**REQUEST:** From the listing below, extract each line containing the string "index".

**PROVIDED DATA:**

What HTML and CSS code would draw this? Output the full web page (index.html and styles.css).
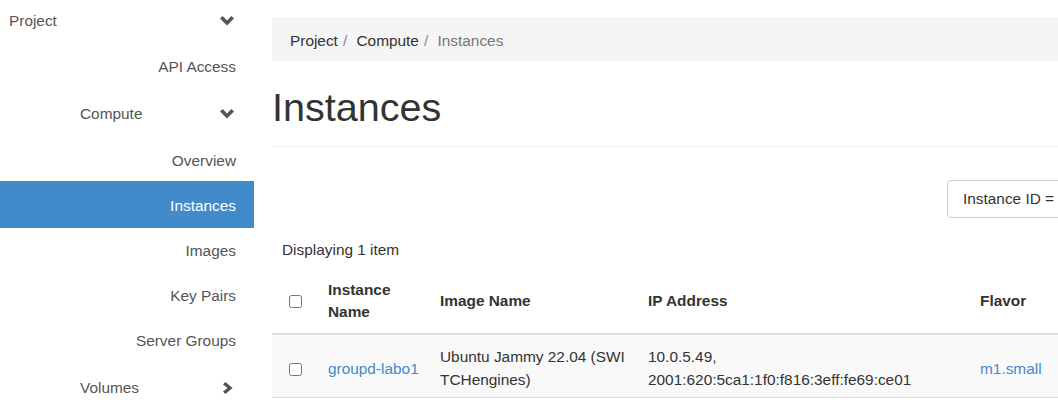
FILE: index.html
```html
<!DOCTYPE html>
<html lang="en">
<head>
<meta charset="utf-8">
<title>Instances</title>
<link rel="stylesheet" href="styles.css">
</head>
<body>
<div class="page">
  <nav class="sidebar">
    <div class="nav-header">
      <span>Project</span>
      <svg class="chev-down" width="14" height="10" viewBox="0 0 14 10"><polygon points="0,2.6 2.6,0 7,4.4 11.4,0 14,2.6 7,9.6" fill="#555"/></svg>
    </div>
    <a class="nav-item tall">API Access</a>
    <div class="nav-group">
      <span>Compute</span>
      <svg class="chev-down" width="14" height="10" viewBox="0 0 14 10"><polygon points="0,2.6 2.6,0 7,4.4 11.4,0 14,2.6 7,9.6" fill="#555"/></svg>
    </div>
    <a class="nav-item short">Overview</a>
    <a class="nav-item tall active">Instances</a>
    <a class="nav-item">Images</a>
    <a class="nav-item">Key Pairs</a>
    <a class="nav-item">Server Groups</a>
    <div class="nav-group last">
      <span>Volumes</span>
      <svg class="chev-right" width="10" height="12" viewBox="0 0 10 12"><polygon points="2.4,0 9.6,6 2.4,12 0,9.6 4.6,6 0,2.4" fill="#555"/></svg>
    </div>
  </nav>

  <main class="main">
    <ol class="breadcrumb">
      <li>Project</li>
      <li>Compute</li>
      <li class="current">Instances</li>
    </ol>

    <h1 class="page-title">Instances</h1>

    <div class="toolbar">
      <div class="filter-group">
        <button class="filter-btn">Instance ID = <span class="caret"></span></button>
        <input class="filter-input" type="text">
      </div>
    </div>

    <table class="table">
      <colgroup>
        <col class="c-check"><col class="c-name"><col class="c-image"><col class="c-ip"><col class="c-flavor">
      </colgroup>
      <thead>
        <tr class="summary-row"><th colspan="5">Displaying 1 item</th></tr>
        <tr class="head-row">
          <th class="check"><input type="checkbox"></th>
          <th>Instance Name</th>
          <th>Image Name</th>
          <th>IP Address</th>
          <th>Flavor</th>
        </tr>
      </thead>
      <tbody>
        <tr class="data-row">
          <td class="check"><input type="checkbox"></td>
          <td><a class="link">groupd-labo1</a></td>
          <td class="breakable">Ubuntu Jammy 22.04 (SWITCHengines)</td>
          <td><ul class="ip-list"><li>10.0.5.49,</li><li>2001:620:5ca1:1f0:f816:3eff:fe69:ce01</li></ul></td>
          <td><a class="link">m1.small</a></td>
        </tr>
      </tbody>
    </table>
  </main>
</div>
</body>
</html>
```

FILE: styles.css
```css
* { box-sizing: border-box; }

html, body {
  margin: 0;
  padding: 0;
  overflow: hidden;
  background: #fff;
}

body {
  font-family: "Liberation Sans", Helvetica, Arial, sans-serif;
  font-size: 15.4px;
  line-height: 22px;
  color: #333;
  width: 1058px;
  height: 403px;
}

.page {
  display: flex;
  align-items: flex-start;
}

/* Sidebar */
.sidebar {
  width: 254px;
  flex: none;
  display: flex;
  flex-direction: column;
  color: #555;
}

.nav-header {
  height: 43px;
  padding: 0 20px 1px 9px;
  display: flex;
  align-items: center;
  justify-content: space-between;
}

.nav-group {
  height: 47px;
  padding: 0 20px 0 80px;
  display: flex;
  align-items: center;
  justify-content: space-between;
}

.nav-group.last { padding-top: 3px; }

.nav-group .chev-right { margin-right: 1px; }

.nav-item {
  height: 45px;
  padding: 0 18px;
  display: flex;
  align-items: center;
  justify-content: flex-end;
  color: #555;
  text-decoration: none;
}

.nav-item.tall { height: 47px; }
.nav-item.short { height: 44px; padding-top: 4px; }

.nav-item.active {
  background: #428bca;
  color: #fff;
  padding-top: 2px;
}

/* Main */
.main {
  flex: none;
  width: 918px;
  padding-left: 18px;
}

.breadcrumb {
  list-style: none;
  margin: 17px 0 0;
  height: 44px;
  padding: 4px 18px 0;
  background: #f5f5f5;
  border-radius: 4px;
  display: flex;
  align-items: center;
  color: #333;
}

.breadcrumb li + li::before {
  content: "/\00a0";
  padding: 0 5px 0 5px;
  color: #888;
}

.breadcrumb .current { color: #777; }

.page-title {
  margin: 25px 0 0;
  padding-bottom: 16px;
  border-bottom: 1px solid #eee;
  font-size: 39.6px;
  line-height: 1.1;
  font-weight: 400;
  color: #333;
}

.toolbar {
  margin-top: 33px;
  display: flex;
  justify-content: flex-end;
}

.filter-group {
  width: 225px;
  display: flex;
}

.filter-btn {
  flex: none;
  height: 38px;
  padding: 0 15px;
  border: 1px solid #ccc;
  border-radius: 4px 0 0 4px;
  background: #fff;
  font: inherit;
  color: #333;
  white-space: nowrap;
}

.caret {
  display: inline-block;
  width: 0;
  height: 0;
  margin-left: 4px;
  border-top: 5px solid #333;
  border-left: 5px solid transparent;
  border-right: 5px solid transparent;
  vertical-align: middle;
}

.filter-input {
  flex: 1;
  min-width: 0;
  height: 38px;
  border: 1px solid #ccc;
  border-left: 0;
  font: inherit;
}

/* Table */
.table {
  margin-top: 12px;
  width: 900px;
  border-collapse: collapse;
  table-layout: fixed;
}

.c-check { width: 46px; }
.c-name { width: 112px; }
.c-image { width: 208px; }
.c-ip { width: 332px; }
.c-flavor { width: 202px; }

.table th, .table td {
  padding: 0 10px;
  text-align: left;
  vertical-align: middle;
}

.summary-row th {
  font-weight: 400;
  height: 40px;
}

.head-row th {
  font-weight: 700;
  height: 64px;
  padding-top: 0;
  border-bottom: 2px solid #ddd;
}

.table .check {
  text-align: center;
  padding: 0;
}

.check input {
  margin: 3px 3px 3px 4px;
  width: 13px;
  height: 13px;
  vertical-align: middle;
}

.data-row td {
  background: #f9f9f9;
  height: 64px;
  padding-top: 5px;
  line-height: 23px;
  border-bottom: 1px solid #ddd;
}

.data-row td.check { padding-top: 4px; }

.breakable { word-break: break-all; }

.ip-list {
  list-style: none;
  margin: 0;
  padding: 0;
}

.link {
  color: #428bca;
  text-decoration: none;
}
```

**OUTPUT OF THE TASK:**
What HTML and CSS code would draw this? Output the full web page (index.html and styles.css).
FILE: index.html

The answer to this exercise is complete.